Kristin sent an email with some questions about how Evelyn does Paleo, quite possibly, better than most adults do. I broke the email into sections and answered her questions here.
“I’m wondering if you’d be willing to do a post about Evelyn and how you adapted her to Paleo. For some reason, I am absolutely fascinated by this. I’m guessing a lot of it is just the environment in which you are raising her, but there has to be more to it.”
Raising Evelyn “Paleo” from the beginning and eating Paleo in the home is a big part of Evelyn’s success with her diet, but I agree there is more to it. The fact that I educate her daily, that we are positive and active, that I am strict but not too strict, that she has had her own dietary obstacles to overcome, that I do the diet myself, and the unusual fact that we didn’t have many outside influences to deal with until she was four, all play a role too.
I have been teaching Evelyn about real food and fake food from the beginning. I don’t hide anything from her about food. Even though the state of our food supply is sad and confusing, I explain it.
I wish I could give you more of an inside look into our lives. We talk about food often but not excessively. I don’t make special kid foods. She eats what we eat. Eating healthy food is not a weekend thing, it’s not a phase – it’s as much a part of our lives as work, school, and hobbies. As a result, she loves fish, she loves meat, she loves veggies and fruit, she tolerates salad, and she even eats oysters. (We always used to eat oysters together until she decided that they were just too gross and she couldn’t handle it. A year later she came around and she eats them with us again.)
“If she didn’t grow up on Pop Tarts and Chicken McNuggets, how does she know she prefers Paleo?”
Well, either she doesn’t know it yet or she knows it intellectually. I talk to her about traditional cultures (and she loves to watch tribal shows and shows like Survivorman), about disease, about tummy aches and moods, about happiness and sadness, about the way I used to be before I changed my diet.
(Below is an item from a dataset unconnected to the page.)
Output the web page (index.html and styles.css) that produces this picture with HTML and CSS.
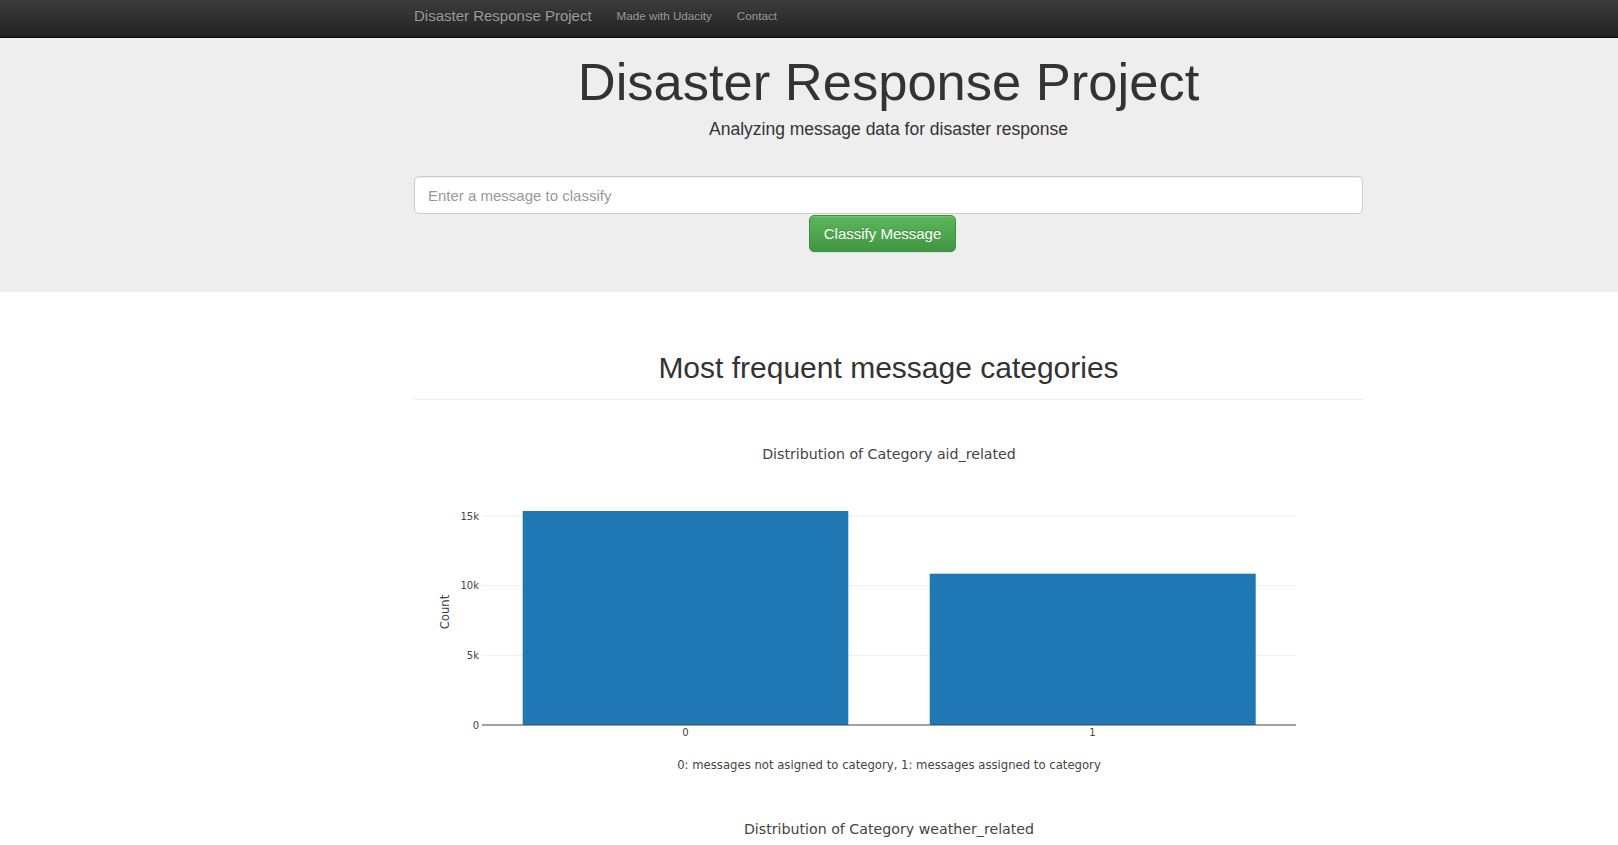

She knows that food plays a role in how well we focus and how much energy we have. Of course, she may some day go off Paleo and try out chicken nuggets and pop tarts, but she’s not going to do it without first knowing what she’s getting into!
If you think about it, we can’t live every possible life. When we believe that one path is better than another, we don’t typically try out all of the alternatives just to see that we have chosen the right one. If this were the case, we would all have tried drugs, theft, we’d never be able to buy anything because we might be better off buying something else, and we’d have a new partner every week! We would have an impossible time making decisions about anything.
“How did she come to be so confident in her diet that she’s enforcing it with those who care for her (relatives, parents of friends, etc.), and telling them which things she can have and which things she cannot?”
So far, she believes she must do what I say (this won’t last forever!). She is an obedient kid for the most part and eats what she knows is ok and avoids the rest. She also has seen first hand the power that food can have on a body – her own, mine, my parent’s. I have taken her to farms and to the middle isles of the grocery stores and have showed her the difference between these foods. I have been teaching her all of her life. Since the addiction to packaged foods is not already established, she can use her brain to make decisions, rather than her impulses.
“Most adults will not do this, so it amazes me that a child would have the presence of mind and conviction to do so.”
Indeed she does have strong conviction and presence of mind – quite possibly more than a lot of adults. But she is also healthier than a lot of adults. Imbalanced blood sugar, headaches, drug side effects, and other things affect our decisions and desires. She is and always has been a clear headed kid. I am guessing her life is a lot easier than the lives of the typical junk food eater since food choices have such a huge impact on the way we feel, negotiate, play, think – everything.
“And what about enduring teasing or ridicule in a school environment when she pulls out her lunch – a place where peer pressure bends even the strongest will at times – because she’s ‘eating weird stuff’?”
I have not heard of any teasing at school. She goes to a Montessori and there are a lot of kids who eat sack lunches and plenty of kids who eat healthy food options. Anyway, her food is not weird. There is nothing weird about meat, roots, fruit, and veggies. I think what is weird are things like veggie bacon and vegetarian “meat” loaf! She’s not showing up with anything the other kids haven’t seen before. Although, she does take kombucha to school because she likes it so much. I have not asked her what the other kids think about it.
I try to encourage her to be herself and not to care what other people think about her. I do things very differently in all realms of my life and find myself often explaining that it’s ok to be different.
“And finally, are doctors impressed with/comment on how healthy she is?”
She does not go to doctors. She hasn’t had the need to in all these years (but once when she was 3, which turned out to be a pointless visit). When we first started kindergarten she had to have a doctors note, verifying that she is healthy since she is not vaccinated. We went to an ND for this who did say that Evelyn seemed remarkably healthy, although the ND was not surprised. She herself knew how profoundly our foods choices affect our health, our growth, and disposition.